The secularist principle of laïcité had been of central importance to all aspects of French civil life since the guerres sociales of the 1800s when French government asserted the independence of the state from the Catholic Church. A 1905 law followed and officially separated church and state. One of the principle’s notable supporters, François Bayrou, summed up the distinction laïcité made between religious articles as that between “overt and discreet”.
To others, like Bernard Accoyer who presented the report to the recent French National Assembly, veils that covered a woman’s face or body were of great concern. “Face-covering veils”, he said, “are the symbol of the repression of women… They are a denial of the equality between men and women and a rejection of co-existence.” This opinion was expressed again on February 3rd, when France rejected the citizenship request of a Muslim man who, according to Immigration Minister Eric Besson, “forced his wife to wear full Islamic veil”. This, said the Minister, was “radical religious practice” and was unacceptable as French law required everyone seeking naturalisation to demonstrate a desire for integration.
The issue has caused an interesting realignment of the political spectrum in France, with the right and particularly left-wing divided over the issue. Feminists in France have regularly questioned a theology which views uncovered women as “seductresses” when outside the confines of their home or immediate family. However, many of their traditional allies on the left have pointed to the pressures that a patriarchal Western society puts on women to dress seductively and the negative image of women as sex-symbols that is often portrayed in Western culture through advertising, music or television. There are also those who question a ban on the veil as a challenge to the freedom of expression. Secularity, it is argued, should mean that everyone is allowed a freedom to practice their religion but not to force it on others.

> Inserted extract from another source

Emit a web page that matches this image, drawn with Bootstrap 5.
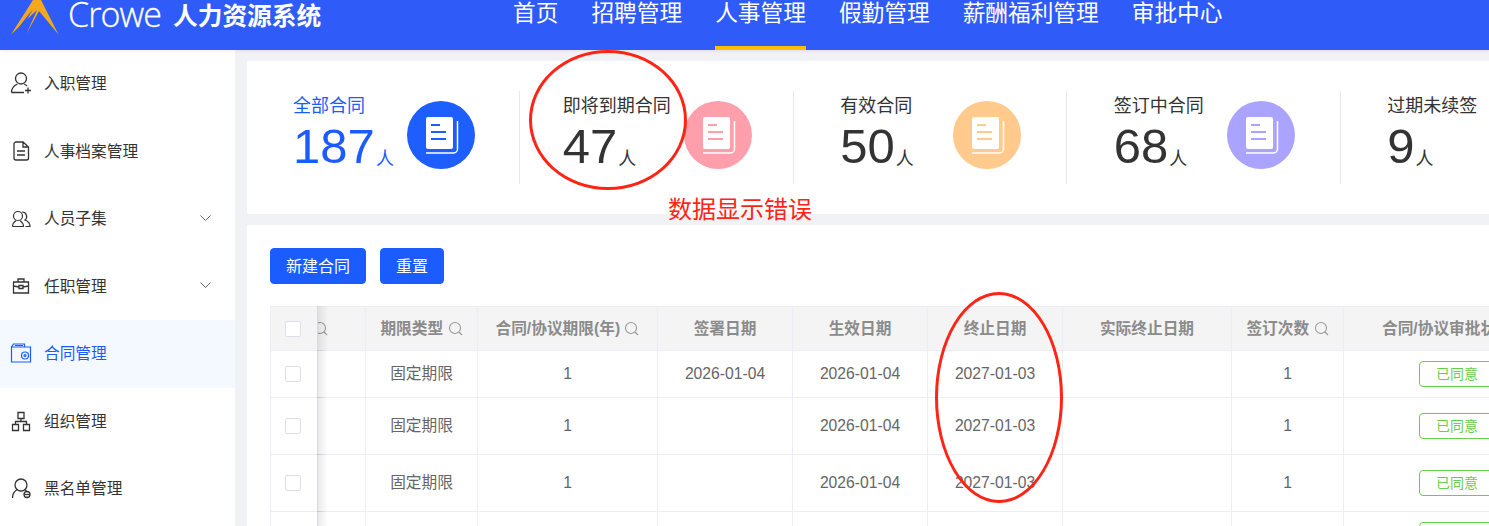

A prominent theme of l’affaire du voile is the circumstance of the Muslim community in France. The French policies of assimilation and integration have been largely unsuccessful, with large, economically deprived communities of first-, second-, third- and fourth- generation immigrés from Muslim countries found on the fringes of many French cities. Many in these communities still do not consider themselves French, something that is confirmed whenever Algeria, Senegal, Morocco or Tunisia come to town to play France at le Stade. A fear of further excluding this group from society has led to the French Socialists opposing a ban on the face-covering veil, fearing in particular that doing so could further stigmatise Muslim women.
Opinion polls have shown that while the population of France as a whole is largely in favour of banning the face-covering veil, the Muslim community is strongly against it. Some believe that it is simply another aspect of the French Xeno- and Islamophobia that famously propelled Jean-Marie Le Pen of the ‘Front National’ to the Presidential run-off in 2002. They view the issue of the veil as a wedge issue and point to the tabloid media’s promotion of a “Muslim threat” as evidence that fear is being used to motivate the French electorate.
In 2004, Jacques Chirac supported and signed into law a bill that banned Islamic veils from French public schools. Although there have been cases of suspensions and expulsions since then, a large majority of Islamic girls have simply taken the veils off. However, studies have shown that many begin wearing them again outside school or in universities, where they are not banned. Indeed, French sociologists have noted an increase in the percentage of Muslim women wearing veils, particularly the more conservative Niqab, since the controversy started. Many believe that it is being used as a mark of Muslim identification in a community struggling with its own identity. The irony of this, of course, is that the French government have recently convened a series of “town hall” meetings across the country to debate the nature of French identity. These followed discussions about the veil in French society and were widely seen as evidence of a crisis of identity and culture in France as a whole.
The issue is complicated further by its association with security fears and its relation to the international “War on Terror” and struggle with violent Islamic fanaticism. However, it is clear that little useful progress is being made in unifying those on either side in a debate that is filled with fear, anger, hate and vitriol. Increasing polarisation of the two sides is making a communitarian compromise almost impossible. For those that see valid arguments on both sides, the need to respect religious views, prevent disenfranchised minorities from stigmatisation while fighting for equality in a religious movement that all too frequently seems chauvinistic, the findings about the increased proliferation of the Naqba are emblematic. It is a reminder that those at the focus of this debate have all too often remained silent. Muslim women, rarely a part of the French political class or media and not adequately represented by the invariably male leaders of the Muslim community, need to be at the centre of an argument which focuses mainly on them. It seems that both sides have forgotten a phrase from the great struggles of the human past with which they would both probably agree; there can be no emancipation without empowerment. L’affaire continue.